Engineering Design Insights for High-Performance Spectroscopy
Practical experience with high-rate gamma spectrometry has revealed that the MCA’s pile-up rejection circuitry is often the limiting factor for throughput, rather than the ADC conversion speed. IEC 62096 specifies a double-pulse method for testing PUR efficiency: two pulses of known (and different) amplitudes are injected with controlled time spacing, and the system’s ability to distinguish them as separate events is evaluated. A well-designed MCA should achieve >95% rejection of piled-up events with pulse spacing less than twice the shaping time. The key design insight is that pile-up inspection windows must be adaptive — fixed windows that are too short miss late-arrival pile-up, while windows that are too long reduce throughput unnecessarily.
Modern digital MCA systems have transformed nuclear spectroscopy by moving pulse processing from analog shaping amplifiers to digital signal processors (DSPs). IEC 62096 provides test methods that are equally applicable to both analog and digital architectures. For digital MCAs, the standard’s emphasis on count rate performance is particularly relevant, as digital trap filters can achieve throughput rates 3–5 times higher than equivalent analog Gaussian shapers while maintaining comparable energy resolution. Digital systems also enable trapezoidal filtering with adjustable rise time and flat-top width, optimizing the trade-off between resolution and throughput dynamically.
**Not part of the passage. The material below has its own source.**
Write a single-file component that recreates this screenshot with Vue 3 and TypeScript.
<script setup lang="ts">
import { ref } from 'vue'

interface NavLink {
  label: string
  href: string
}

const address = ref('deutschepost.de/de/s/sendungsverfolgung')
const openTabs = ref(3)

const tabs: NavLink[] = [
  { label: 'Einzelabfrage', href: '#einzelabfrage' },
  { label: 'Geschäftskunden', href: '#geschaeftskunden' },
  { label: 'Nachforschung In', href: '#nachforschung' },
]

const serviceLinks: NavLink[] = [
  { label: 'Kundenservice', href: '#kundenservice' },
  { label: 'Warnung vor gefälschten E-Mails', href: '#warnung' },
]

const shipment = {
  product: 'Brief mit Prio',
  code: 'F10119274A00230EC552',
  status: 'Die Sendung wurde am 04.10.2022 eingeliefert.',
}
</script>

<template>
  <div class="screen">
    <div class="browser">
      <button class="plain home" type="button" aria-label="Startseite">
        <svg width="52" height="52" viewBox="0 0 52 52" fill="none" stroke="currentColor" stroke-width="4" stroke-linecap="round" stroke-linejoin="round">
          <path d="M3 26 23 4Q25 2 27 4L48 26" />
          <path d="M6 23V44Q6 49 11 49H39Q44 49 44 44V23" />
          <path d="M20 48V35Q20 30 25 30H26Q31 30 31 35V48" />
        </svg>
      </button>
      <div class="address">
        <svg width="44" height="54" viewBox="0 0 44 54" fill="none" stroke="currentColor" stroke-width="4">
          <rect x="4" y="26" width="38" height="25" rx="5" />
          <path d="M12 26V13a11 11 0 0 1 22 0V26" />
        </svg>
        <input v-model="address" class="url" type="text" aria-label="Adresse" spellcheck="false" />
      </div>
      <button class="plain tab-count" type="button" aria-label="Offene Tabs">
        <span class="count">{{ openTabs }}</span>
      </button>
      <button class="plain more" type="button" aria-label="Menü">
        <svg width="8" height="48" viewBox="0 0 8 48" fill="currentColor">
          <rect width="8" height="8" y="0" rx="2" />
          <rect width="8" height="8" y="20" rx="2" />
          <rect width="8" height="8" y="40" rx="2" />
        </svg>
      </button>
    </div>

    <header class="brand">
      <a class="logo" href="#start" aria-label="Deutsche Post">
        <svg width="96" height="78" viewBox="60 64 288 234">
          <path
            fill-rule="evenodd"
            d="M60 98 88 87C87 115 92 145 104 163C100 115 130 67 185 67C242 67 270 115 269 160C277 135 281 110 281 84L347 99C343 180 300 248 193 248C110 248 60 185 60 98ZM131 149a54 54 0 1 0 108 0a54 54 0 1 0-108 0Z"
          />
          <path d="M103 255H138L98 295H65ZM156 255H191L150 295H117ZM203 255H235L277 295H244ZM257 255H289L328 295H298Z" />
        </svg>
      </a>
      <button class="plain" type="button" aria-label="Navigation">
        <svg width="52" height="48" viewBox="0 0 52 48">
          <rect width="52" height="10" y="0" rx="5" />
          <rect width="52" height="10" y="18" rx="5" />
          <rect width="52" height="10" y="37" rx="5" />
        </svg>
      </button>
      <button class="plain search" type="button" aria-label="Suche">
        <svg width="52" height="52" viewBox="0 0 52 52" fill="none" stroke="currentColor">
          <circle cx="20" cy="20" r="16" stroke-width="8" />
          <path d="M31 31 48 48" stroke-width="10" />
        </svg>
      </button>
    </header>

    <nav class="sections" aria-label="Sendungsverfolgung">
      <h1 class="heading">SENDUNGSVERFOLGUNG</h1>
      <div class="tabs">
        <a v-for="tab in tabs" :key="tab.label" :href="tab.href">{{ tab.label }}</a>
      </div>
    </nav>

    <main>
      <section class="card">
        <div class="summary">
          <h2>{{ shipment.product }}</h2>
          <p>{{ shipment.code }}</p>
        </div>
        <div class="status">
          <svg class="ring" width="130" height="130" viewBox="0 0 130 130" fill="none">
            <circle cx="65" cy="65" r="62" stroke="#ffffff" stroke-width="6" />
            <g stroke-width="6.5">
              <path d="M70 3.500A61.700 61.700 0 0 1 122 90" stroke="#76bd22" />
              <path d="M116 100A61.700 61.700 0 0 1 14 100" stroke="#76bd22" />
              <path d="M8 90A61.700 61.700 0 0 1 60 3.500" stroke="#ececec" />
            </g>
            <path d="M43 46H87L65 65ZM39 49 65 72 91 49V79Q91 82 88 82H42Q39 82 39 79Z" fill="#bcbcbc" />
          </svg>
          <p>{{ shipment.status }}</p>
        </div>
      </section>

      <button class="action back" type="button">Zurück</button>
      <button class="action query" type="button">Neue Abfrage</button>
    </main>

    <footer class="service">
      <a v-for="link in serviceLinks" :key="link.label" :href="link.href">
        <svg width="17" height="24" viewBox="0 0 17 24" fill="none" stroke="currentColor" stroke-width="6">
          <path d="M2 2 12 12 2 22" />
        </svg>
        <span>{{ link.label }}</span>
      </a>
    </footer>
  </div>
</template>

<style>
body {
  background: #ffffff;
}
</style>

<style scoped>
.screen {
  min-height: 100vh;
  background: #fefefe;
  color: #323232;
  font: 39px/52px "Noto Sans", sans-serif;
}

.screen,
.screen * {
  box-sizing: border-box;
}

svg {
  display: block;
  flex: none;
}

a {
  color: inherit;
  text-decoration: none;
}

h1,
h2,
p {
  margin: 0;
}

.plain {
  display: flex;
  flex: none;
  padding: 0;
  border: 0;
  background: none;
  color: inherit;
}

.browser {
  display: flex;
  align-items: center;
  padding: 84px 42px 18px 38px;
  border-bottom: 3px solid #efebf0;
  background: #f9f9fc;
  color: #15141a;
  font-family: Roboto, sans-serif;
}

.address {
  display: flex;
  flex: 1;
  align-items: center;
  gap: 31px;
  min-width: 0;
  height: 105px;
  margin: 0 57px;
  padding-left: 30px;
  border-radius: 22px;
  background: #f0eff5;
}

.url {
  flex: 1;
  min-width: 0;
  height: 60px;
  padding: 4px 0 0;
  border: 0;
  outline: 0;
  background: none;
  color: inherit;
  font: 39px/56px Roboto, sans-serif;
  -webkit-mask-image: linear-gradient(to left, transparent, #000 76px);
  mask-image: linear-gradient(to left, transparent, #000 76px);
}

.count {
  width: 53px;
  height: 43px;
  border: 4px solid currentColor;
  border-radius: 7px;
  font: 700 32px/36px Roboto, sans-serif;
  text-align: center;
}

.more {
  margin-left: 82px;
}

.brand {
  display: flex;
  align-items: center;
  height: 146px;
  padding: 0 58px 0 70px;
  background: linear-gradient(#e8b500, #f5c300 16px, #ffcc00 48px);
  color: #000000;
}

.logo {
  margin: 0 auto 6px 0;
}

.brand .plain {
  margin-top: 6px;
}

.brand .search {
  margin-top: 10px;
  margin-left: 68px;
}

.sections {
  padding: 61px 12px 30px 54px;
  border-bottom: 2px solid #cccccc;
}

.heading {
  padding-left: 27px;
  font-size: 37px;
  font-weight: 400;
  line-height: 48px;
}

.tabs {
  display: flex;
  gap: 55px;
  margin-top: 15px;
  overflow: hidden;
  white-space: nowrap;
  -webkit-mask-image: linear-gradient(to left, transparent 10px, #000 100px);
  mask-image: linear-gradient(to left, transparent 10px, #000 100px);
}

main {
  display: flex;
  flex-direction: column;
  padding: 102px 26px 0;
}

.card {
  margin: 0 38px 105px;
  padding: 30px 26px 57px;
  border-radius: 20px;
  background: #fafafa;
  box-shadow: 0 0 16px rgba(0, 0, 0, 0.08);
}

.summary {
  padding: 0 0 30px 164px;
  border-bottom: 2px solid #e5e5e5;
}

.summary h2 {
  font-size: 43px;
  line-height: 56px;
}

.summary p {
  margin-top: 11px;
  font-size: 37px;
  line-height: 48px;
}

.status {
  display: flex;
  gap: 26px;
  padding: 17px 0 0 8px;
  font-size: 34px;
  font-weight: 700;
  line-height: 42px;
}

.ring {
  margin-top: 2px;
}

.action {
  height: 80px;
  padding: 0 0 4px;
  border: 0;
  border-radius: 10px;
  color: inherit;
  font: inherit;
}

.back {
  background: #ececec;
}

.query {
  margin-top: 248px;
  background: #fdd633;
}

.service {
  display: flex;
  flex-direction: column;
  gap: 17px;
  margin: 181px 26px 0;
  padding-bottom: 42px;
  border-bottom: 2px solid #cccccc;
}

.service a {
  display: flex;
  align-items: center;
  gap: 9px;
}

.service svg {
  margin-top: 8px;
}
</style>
| Design Feature | Performance Benefit | Implementation Challenge | IEC 62096 Test |
|---|---|---|---|
| Digital trapezoidal filtering | 2–5x higher throughput | FPGA resource utilization | Count rate curve (6.4) |
| Adaptive pile-up inspection | >98% rejection at 100 kcps | Variable window timing | PUR efficiency (6.6) |
| Baseline restoration | Stable peak position at high rate | Digital pole-zero compensation | Gain stability (6.5) |
| List-mode data acquisition | Post-acquisition reanalysis | Data throughput and storage | Data throughput (Annex A) |
For engineers designing or selecting MCA systems, IEC 62096 provides a useful framework for performance benchmarking. The most common engineering mistake is specifying an MCA based solely on ADC resolution (number of channels) while ignoring linearity and count rate performance. A 4096-channel MCA with 0.1% INL will outperform a 16384-channel MCA with 0.05% INL for most practical applications, because the nonlinearity in the higher-resolution unit would limit effective resolution to far fewer usable channels. INL and DNL specifications should always be evaluated alongside channel count when comparing systems.
Frequently Asked Questions
Q1: What is the practical difference between 4096-channel and 16384-channel MCAs for HPGe detectors?
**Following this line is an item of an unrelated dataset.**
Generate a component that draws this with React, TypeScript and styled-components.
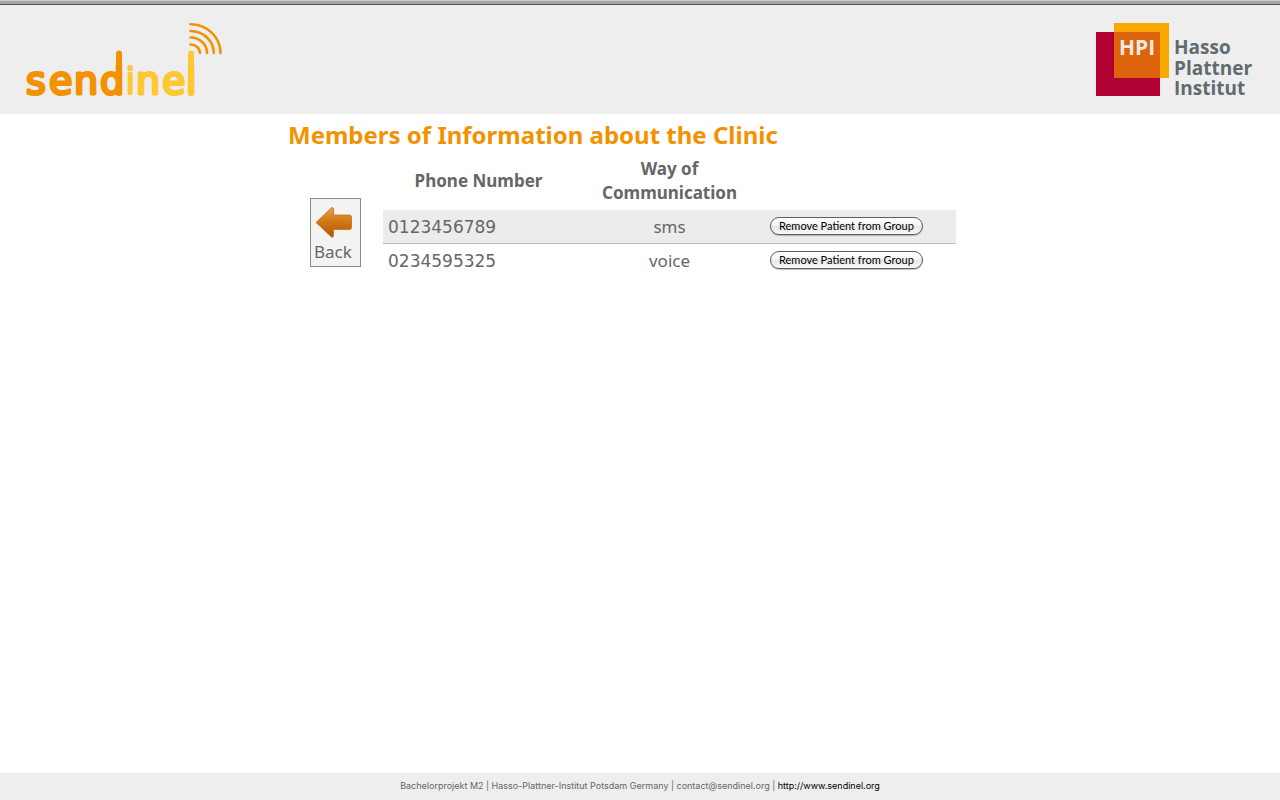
import React from "react";
import styled, { createGlobalStyle } from "styled-components";

const GlobalStyle = createGlobalStyle`
  *, *::before, *::after { box-sizing: border-box; }
  body {
    margin: 0;
    background: #fff;
    color: #666;
    font-family: "Lucida Grande", "Noto Sans", sans-serif;
    font-size: 17px;
    line-height: 24px;
  }
`;

const Page = styled.div`
  display: flex;
  flex-direction: column;
  min-height: 100vh;
`;

const TopStrip = styled.div`
  height: 5px;
  background: #a5a5a5;
  border-top: 1px solid #cfcfcf;
  border-bottom: 1px solid #555;
`;

const Header = styled.header`
  display: flex;
  justify-content: space-between;
  align-items: flex-start;
  padding: 15px 25px 0 24px;
  background: #eee;
`;

const Logo = styled.svg`
  display: block;
`;

const WordMark = styled.text`
  font-family: "DejaVu Sans", sans-serif;
  font-size: 38px;
  stroke-width: 3px;
  stroke-linejoin: round;
`;

const HpiText = styled.text<{ $size: number }>`
  font-family: "Open Sans", sans-serif;
  font-size: ${(p) => p.$size}px;
  font-weight: 700;
`;

const Main = styled.main`
  flex: 1;
  width: 55%;
  min-width: 640px;
  margin: 0 auto;
`;

const Title = styled.h1`
  margin: 0;
  padding: 5px 0 6px;
  color: #f39200;
  font-size: 24px;
  line-height: 32px;
  font-weight: 700;
  white-space: nowrap;
`;

const Content = styled.div`
  display: flex;
  align-items: flex-start;
  gap: 22px;
  padding: 0 36px 0 22px;
`;

const BackButton = styled.button`
  display: flex;
  flex-direction: column;
  align-items: flex-start;
  margin-top: 41px;
  padding: 7px 8px 2px 3px;
  border: 1px solid #8c8c8c;
  background: #f3f3f3;
  color: #666;
  font-family: inherit;
  font-size: 17px;
  line-height: 24px;
`;

const TableArea = styled.div`
  flex: 1;
`;

const Members = styled.table`
  width: 100%;
  table-layout: fixed;
  border-collapse: separate;
  border-spacing: 0;
`;

const HeadCell = styled.th`
  padding: 0 5px 5px;
  font-weight: 700;
  vertical-align: middle;
`;

const Row = styled.tr<{ $shaded?: boolean }>`
  background: ${(p) => (p.$shaded ? "#ececec" : "transparent")};

  td {
    border-bottom: 1px solid ${(p) => (p.$shaded ? "#bbb" : "transparent")};
  }
`;

const Cell = styled.td<{ $align?: string }>`
  height: 34px;
  padding: 0 5px;
  text-align: ${(p) => p.$align || "left"};
  vertical-align: middle;
`;

const PhoneCell = styled(Cell)`
  font-family: "Lucida Grande", "DejaVu Sans", sans-serif;
`;

const ActionCell = styled(Cell)`
  padding-bottom: 2px;
`;

const RemoveButton = styled.button`
  display: block;
  height: 18px;
  padding: 0 8px 1px;
  border: 1px solid #5e5e5e;
  border-radius: 9px;
  background: linear-gradient(#fff 0%, #f4f4f4 45%, #e6e6e6 55%, #fbfbfb 100%);
  box-shadow: 0 1px 1px rgba(0, 0, 0, 0.25);
  color: #000;
  font-family: "Lucida Grande", Lato, sans-serif;
  font-size: 11px;
  line-height: 15px;
  white-space: nowrap;
`;

const Footer = styled.footer`
  padding: 6px 0 7px;
  background: #eee;
  text-align: center;
  font-family: "Lucida Grande", Inter, sans-serif;
  font-size: 9px;
  line-height: 14px;
`;

const FooterLink = styled.a`
  color: #000;
  text-decoration: none;
`;

const members = [
  { phone: "0123456789", way: "sms" },
  { phone: "0234595325", way: "voice" },
];

const SendinelLogo = () => (
  <Logo width="200" height="94" viewBox="24 20 200 94" role="img" aria-label="sendinel">
    <WordMark x="26 49 74 100" y="94" fill="#f39200" stroke="#f39200">send</WordMark>
    <WordMark x="125 136 162 186" y="94" fill="#ffc832" stroke="#ffc832">
      <tspan strokeWidth="1.5">i</tspan>nel
    </WordMark>
    <g fill="none" strokeLinecap="round">
      <path d="M119 53.5V93" stroke="#f39200" strokeWidth="6" />
      <path d="M191 53.5V93" stroke="#ffc832" strokeWidth="6" />
      <g stroke="#f39200" strokeWidth="2.6">
        <path d="M190.5 44.5A9.5 8.5 0 0 1 200 53" />
        <path d="M190.5 37.5A16.5 15.5 0 0 1 207 53" />
        <path d="M190.5 31A23.3 22 0 0 1 213.8 53" />
        <path d="M190.5 24.2A30 28.8 0 0 1 220.5 53" />
      </g>
    </g>
  </Logo>
);

const HpiLogo = () => (
  <Logo width="160" height="94" viewBox="1095 20 160 94" role="img" aria-label="Hasso Plattner Institut">
    <rect x="1096" y="32" width="64" height="64" fill="#b10034" />
    <rect x="1114" y="23" width="55" height="55" fill="#f9a800" />
    <rect x="1114" y="32" width="46" height="46" fill="#dd640c" />
    <HpiText $size={21} x="1119" y="55" fill="#f3e9e2">HPI</HpiText>
    <HpiText $size={19} x="1174" y="54" fill="#5f6b6e">Hasso</HpiText>
    <HpiText $size={19} x="1174" y="75" fill="#5f6b6e">Plattner</HpiText>
    <HpiText $size={19} x="1174" y="95" fill="#5f6b6e">Institut</HpiText>
  </Logo>
);

const BackArrow = () => (
  <svg width="38" height="34" viewBox="0 0 38 34" aria-hidden="true">
    <defs>
      <linearGradient id="arrowFill" x1="0" y1="0" x2="0" y2="1">
        <stop offset="0" stopColor="#e8a04c" />
        <stop offset="0.45" stopColor="#d27a17" />
        <stop offset="1" stopColor="#b35400" />
      </linearGradient>
    </defs>
    <path
      d="M2 16.500 17.500 1.800Q19.300.8 19.500 3V9H35.500Q37.500 9 37.500 11V21.500Q37.500 23.500 35.500 23.500H19.500V29.500Q19.300 32 17.500 31Z"
      fill="url(#arrowFill)"
      stroke="#c4711c"
      strokeWidth="0.8"
      strokeLinejoin="round"
    />
  </svg>
);

export default function App() {
  return (
    <Page>
      <GlobalStyle />
      <TopStrip />
      <Header>
        <SendinelLogo />
        <HpiLogo />
      </Header>
      <Main>
        <Title>Members of Information about the Clinic</Title>
        <Content>
          <BackButton type="button">
            <BackArrow />
            Back
          </BackButton>
          <TableArea>
            <Members>
              <thead>
                <tr>
                  <HeadCell scope="col">Phone Number</HeadCell>
                  <HeadCell scope="col">Way of Communication</HeadCell>
                  <HeadCell />
                </tr>
              </thead>
              <tbody>
                {members.map((m, i) => (
                  <Row key={m.phone} $shaded={i % 2 === 0}>
                    <PhoneCell>{m.phone}</PhoneCell>
                    <Cell $align="center">{m.way}</Cell>
                    <ActionCell>
                      <RemoveButton type="button">Remove Patient from Group</RemoveButton>
                    </ActionCell>
                  </Row>
                ))}
              </tbody>
            </Members>
          </TableArea>
        </Content>
      </Main>
      <Footer>
        Bachelorprojekt M2 | Hasso-Plattner-Institut Potsdam Germany | contact@sendinel.org |{" "}
        <FooterLink href="http://www.sendinel.org">http://www.sendinel.org</FooterLink>
      </Footer>
    </Page>
  );
}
HPGe detectors typically have an energy resolution of 1.8–2.5 keV FWHM at 1332 keV (Co-60), corresponding to a useful range of approximately 2000–3000 channels for a 0–3 MeV spectrum at the Nyquist sampling criterion. Beyond this, additional channels provide negligible improvement in peak resolution. 16384-channel MCAs are primarily beneficial for detectors with very high resolution, such as microcalorimeters or specialized Si(Li) detectors for low-energy X-ray spectroscopy.
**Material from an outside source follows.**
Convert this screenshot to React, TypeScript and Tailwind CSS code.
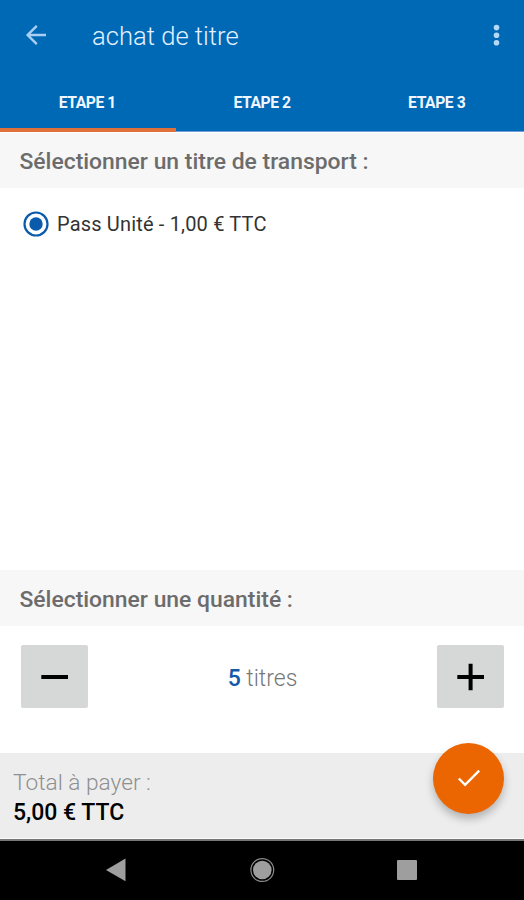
import React from "react";

function SectionHeading({ children, className = "" }: { children: React.ReactNode; className?: string }) {
  return (
    <h2
      className={
        "flex h-14 shrink-0 items-center bg-[#f7f7f7] pl-[19.5px] pt-[3px] text-[22.9px] font-medium leading-7 whitespace-nowrap text-[#6c6c6c] " +
        className
      }
    >
      {children}
    </h2>
  );
}

function Header() {
  return (
    <header className="flex h-[132px] shrink-0 flex-col border-b border-[#6f9fd8] bg-[#0069b6]">
      <div className="flex h-[71px] items-center pl-6">
        <svg width="24" height="24" viewBox="0 0 24 24" fill="none" stroke="#a9d0f3" strokeWidth="2.4">
          <path d="M22 11H4M12.8 1.8 3.6 11l9.2 9.2" />
        </svg>
        <h1 className="ml-11 flex-1 text-[25.6px] font-light leading-8 whitespace-nowrap text-[#e3f1ff]">achat de titre</h1>
        <svg className="mr-[21px]" width="12" height="24" viewBox="0 0 12 24" fill="#b5daf8">
          <circle cx="5.5" cy="3.6" r="2.8" />
          <circle cx="5.5" cy="11.2" r="2.8" />
          <circle cx="5.5" cy="18.8" r="2.8" />
        </svg>
      </div>
      <nav className="grid flex-1 grid-cols-3 text-center text-[15.7px] font-bold tracking-[-0.45px] text-[#f0f6ff]">
        <div className="relative pt-5 leading-6">
          ETAPE 1
          <span className="absolute -bottom-px left-0 h-1 w-44 bg-[#e0703a]" />
        </div>
        <div className="pt-5 leading-6">ETAPE 2</div>
        <div className="pt-5 leading-6">ETAPE 3</div>
      </nav>
    </header>
  );
}

export default function App() {
  return (
    <div className="flex h-[900px] w-[524px] flex-col overflow-hidden bg-white font-['Roboto',sans-serif]">
      <Header />
      <SectionHeading className="border-t border-white">Sélectionner un titre de transport :</SectionHeading>
      <main className="flex-1 pl-[23px] pt-[23px]">
        <label className="flex items-center text-[20px] leading-[26px] tracking-[0.17px] whitespace-nowrap text-[#333333]">
          <svg className="mr-2" width="26" height="26" viewBox="0 0 26 26">
            <circle cx="13" cy="13" r="11.5" fill="none" stroke="#0b5bad" strokeWidth="2.2" />
            <circle cx="13" cy="13" r="6.7" fill="#0b5bad" />
          </svg>
          Pass Unité - 1,00 € TTC
        </label>
      </main>
      <SectionHeading>Sélectionner une quantité :</SectionHeading>
      <section className="flex h-[127px] shrink-0 items-start justify-between pl-[21px] pr-5 pt-[19px]">
        <button className="flex h-[63px] w-[67px] items-center justify-center rounded-xs bg-[#d5d8d7]">
          <svg width="28" height="28" viewBox="0 0 28 28" stroke="#000" strokeWidth="4">
            <path d="M0.3 14H27" />
          </svg>
        </button>
        <p className="mt-[18px] text-[23px] leading-8 whitespace-nowrap font-light text-[#777777]">
          <span className="font-medium text-[#1559ab]">5</span> titres
        </p>
        <button className="flex h-[63px] w-[67px] items-center justify-center rounded-xs bg-[#d5d8d7]">
          <svg width="28" height="28" viewBox="0 0 28 28" stroke="#000" strokeWidth="4">
            <path d="M0.3 14H27M13.6 0.7V27.3" />
          </svg>
        </button>
      </section>
      <section className="relative flex h-[86px] shrink-0 flex-col border-b border-[#fafafa] bg-[#ededed] pl-[13px] pt-[15px]">
        <p className="text-[22.7px] font-light leading-[30px] whitespace-nowrap text-[#8f8f8f]">Total à payer :</p>
        <p className="text-[23px] font-medium leading-[30px] whitespace-nowrap text-black">5,00 € TTC</p>
        <button className="absolute -top-[10.5px] right-5 flex h-[71px] w-[71px] items-center justify-center rounded-full bg-[#eb6500] shadow-[0_5px_8px_rgba(0,0,0,0.25)]">
          <svg width="24" height="20" viewBox="0 0 24 20" fill="none" stroke="#fff" strokeWidth="2.4">
            <path d="m1.8 10.5 6.3 6.3L22.2 2.7" />
          </svg>
        </button>
      </section>
      <footer className="h-[61px] shrink-0 border-t-2 border-[#777777] bg-black">
        <svg width="524" height="59" viewBox="0 0 524 59" fill="#9e9e9e">
          <path d="M106 29 125.5 17.5V40.300Z" />
          <circle cx="262.3" cy="29" r="9.3" />
          <circle cx="262.3" cy="29" r="11.4" fill="none" stroke="#8a8a8a" strokeWidth="1.2" />
          <rect x="397" y="19" width="20" height="20" rx="1" />
        </svg>
      </footer>
    </div>
  );
}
Q2: Does IEC 62096 cover digital MCA systems?
Yes, the test methods in IEC 62096 are technology-neutral and apply equally to analog and digital MCA architectures. Digital MCAs must meet the same INL, DNL, gain stability, and dead time specifications. However, digital systems may require additional tests for timing resolution, trigger jitter, and data throughput in list-mode operation, which are addressed in the annexes of the standard.
Q3: How does count rate affect energy resolution in MCA systems?
Increasing count rate degrades energy resolution through two mechanisms: ballistic deficit (incomplete charge collection at short shaping times) and increased baseline noise due to statistical fluctuations in the counting rate. IEC 62096 requires that energy resolution be reported at multiple count rates (typically 1k, 10k, 50k, and 100k cps) to characterize this degradation. A well-designed MCA should show less than 10% resolution degradation from 1k to 50k cps.
Q4: Can IEC 62096 be used for testing MCAs in portable or field-deployed instruments?
Yes, with appropriate accommodations for environmental conditions. The standard’s test methods are designed for laboratory reference conditions (23 °C ± 2 °C), but it provides guidance for extended temperature testing (-10 °C to +50 °C) for portable instruments. Field-deployed MCAs may require additional testing for vibration, humidity, and electromagnetic interference, which are referenced in companion standards IEC 61326 (EMC) and IEC 60068 (environmental testing).